Sunlight is the most visible and obvious source of comfort in the environment. This natural proclivity for the sun has the beneficial results of warmth and vitamin D synthesis but also can produce pathologic consequences. Few effects of sun exposure beyond those affecting the skin have been identified, but cutaneous exposure to sunlight can evoke immunosuppressive responses and genetic changes that may be relevant to the pathogenesis of nonmelanoma skin cancer and perhaps infections such as herpes simplex.

The UV spectrum is arbitrarily divided into three major segments: C, B, and A. This includes the wavelengths between 10 and 400 nm. Ultraviolet C (UV-C) consists of wavelengths between 10 and 290 nm and does not reach the earth because of its absorption by stratospheric ozone. These wavelengths are not a cause of photosensitivity except in occupational settings where artificial sources of this energy are employed¾e.g., for germicidal effects.

The energy possessed by photons in the visible spectrum is not capable of damaging human skin in the absence of a photosensitizing chemical. The absorption of energy is critical to the development of photosensitivity. Thus the absorption spectrum of a molecule is defined as the range of wavelengths absorbed by it, whereas the action spectrum for an effect of incident radiation is defined as the range of wavelengths that evoke the response.
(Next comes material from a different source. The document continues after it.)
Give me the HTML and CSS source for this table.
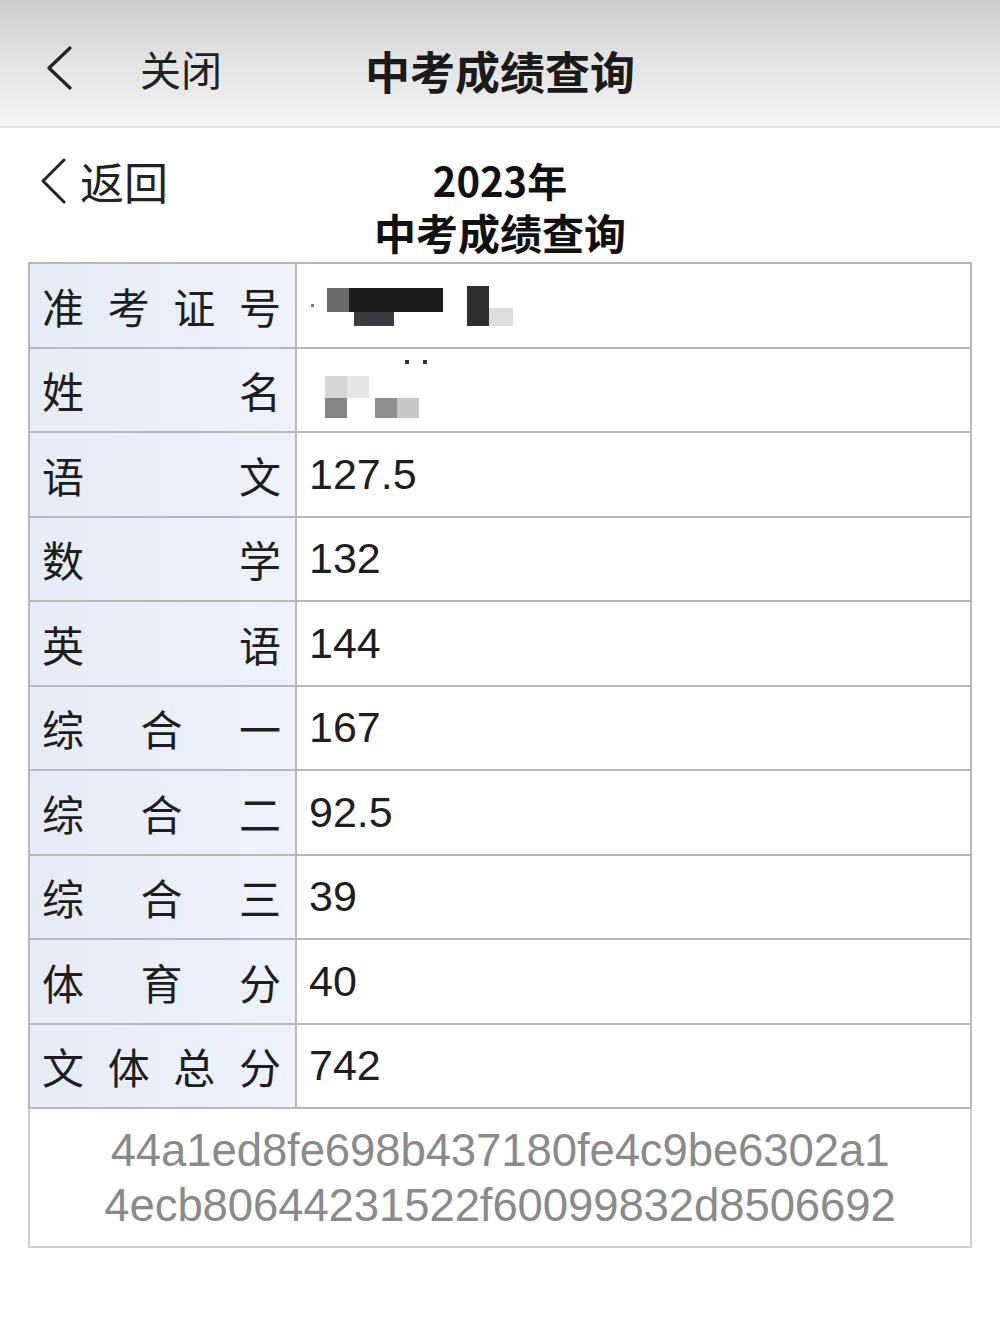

Photosensitivity occurs when a photon-absorbing chemical (chromophore) present in the skin absorbs incident energy, becomes excited, and transfers the absorbed energy to various structures or to oxygen. The absorbed energy must be dissipated by processes including heat, fluorescence, and phosphorescence. It is important to emphasize that absorption spectra and action spectra need not be superimposable, but there must be overlap at some point to produce photosensitization.